* [Data in this exercise]:
(begin)

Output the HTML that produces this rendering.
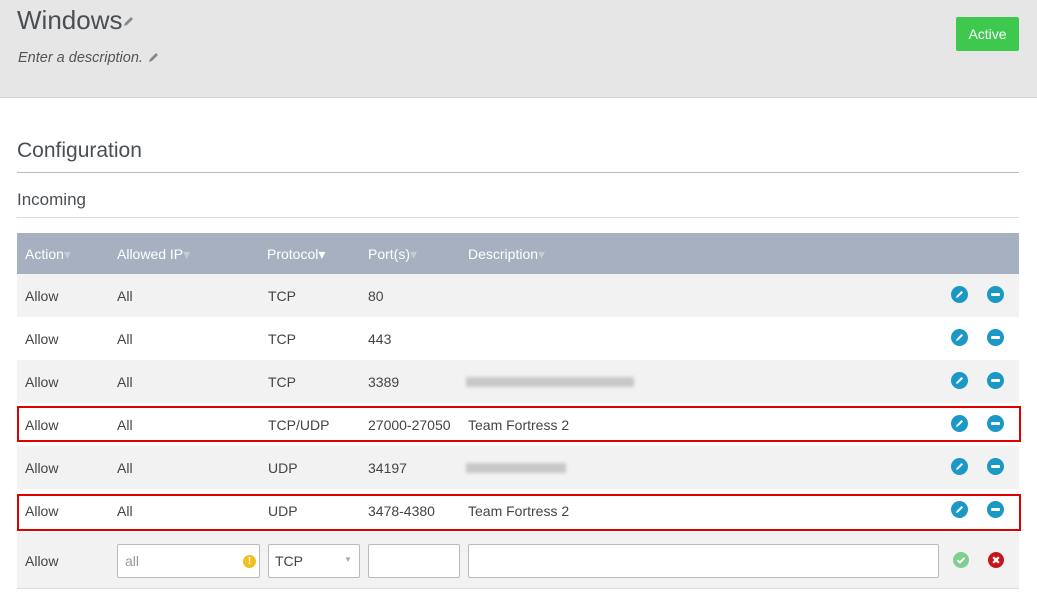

(end)
(begin)

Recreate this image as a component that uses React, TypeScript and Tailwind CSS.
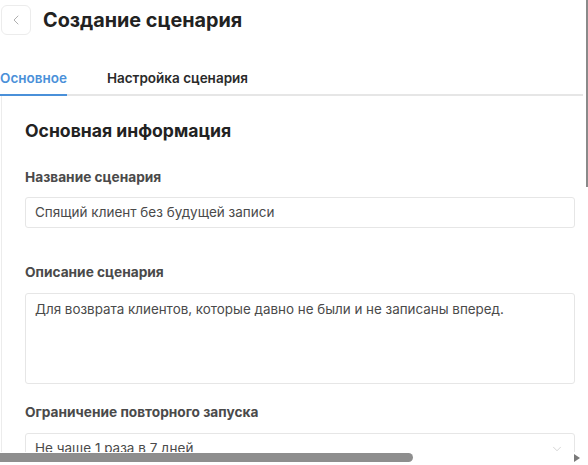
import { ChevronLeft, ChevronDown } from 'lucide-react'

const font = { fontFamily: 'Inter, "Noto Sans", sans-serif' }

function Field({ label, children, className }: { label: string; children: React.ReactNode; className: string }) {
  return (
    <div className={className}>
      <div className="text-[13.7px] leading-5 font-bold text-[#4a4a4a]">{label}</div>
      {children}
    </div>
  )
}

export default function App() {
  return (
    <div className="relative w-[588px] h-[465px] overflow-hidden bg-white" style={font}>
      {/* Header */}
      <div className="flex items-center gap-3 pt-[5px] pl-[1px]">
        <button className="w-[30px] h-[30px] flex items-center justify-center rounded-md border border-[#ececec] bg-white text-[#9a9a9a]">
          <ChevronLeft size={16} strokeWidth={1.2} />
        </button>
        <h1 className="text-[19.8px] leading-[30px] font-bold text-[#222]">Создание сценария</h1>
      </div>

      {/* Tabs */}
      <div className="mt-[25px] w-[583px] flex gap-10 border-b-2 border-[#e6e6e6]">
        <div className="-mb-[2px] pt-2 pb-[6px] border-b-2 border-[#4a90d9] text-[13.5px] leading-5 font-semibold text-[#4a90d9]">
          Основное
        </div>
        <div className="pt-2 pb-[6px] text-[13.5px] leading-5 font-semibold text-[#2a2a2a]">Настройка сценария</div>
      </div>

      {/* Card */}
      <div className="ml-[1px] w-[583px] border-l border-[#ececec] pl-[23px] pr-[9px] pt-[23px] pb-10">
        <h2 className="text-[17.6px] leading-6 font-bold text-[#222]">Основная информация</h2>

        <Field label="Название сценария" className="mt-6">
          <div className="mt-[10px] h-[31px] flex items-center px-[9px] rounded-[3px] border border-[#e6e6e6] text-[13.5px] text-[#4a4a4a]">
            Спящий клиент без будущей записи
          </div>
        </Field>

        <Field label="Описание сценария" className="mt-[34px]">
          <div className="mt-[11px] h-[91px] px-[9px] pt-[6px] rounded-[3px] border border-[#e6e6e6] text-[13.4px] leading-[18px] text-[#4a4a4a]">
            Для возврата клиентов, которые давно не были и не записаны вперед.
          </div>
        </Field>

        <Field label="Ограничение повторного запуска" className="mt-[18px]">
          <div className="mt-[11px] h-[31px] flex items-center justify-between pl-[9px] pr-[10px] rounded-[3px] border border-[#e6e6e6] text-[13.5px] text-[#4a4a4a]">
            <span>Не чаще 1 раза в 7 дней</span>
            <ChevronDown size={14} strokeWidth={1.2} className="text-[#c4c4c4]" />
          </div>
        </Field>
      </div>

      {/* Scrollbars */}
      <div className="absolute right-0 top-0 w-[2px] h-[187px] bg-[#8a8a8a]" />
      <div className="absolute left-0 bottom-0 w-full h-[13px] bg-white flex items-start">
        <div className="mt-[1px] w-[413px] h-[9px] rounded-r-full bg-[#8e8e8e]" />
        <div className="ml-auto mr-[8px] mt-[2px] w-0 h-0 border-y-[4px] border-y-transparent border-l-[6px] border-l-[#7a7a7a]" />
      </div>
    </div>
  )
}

(end)

* [Exercise details]: Identify and copy all lines with the word "that".

* [Task output]:
Output the HTML that produces this rendering.
Recreate this image as a component that uses React, TypeScript and Tailwind CSS.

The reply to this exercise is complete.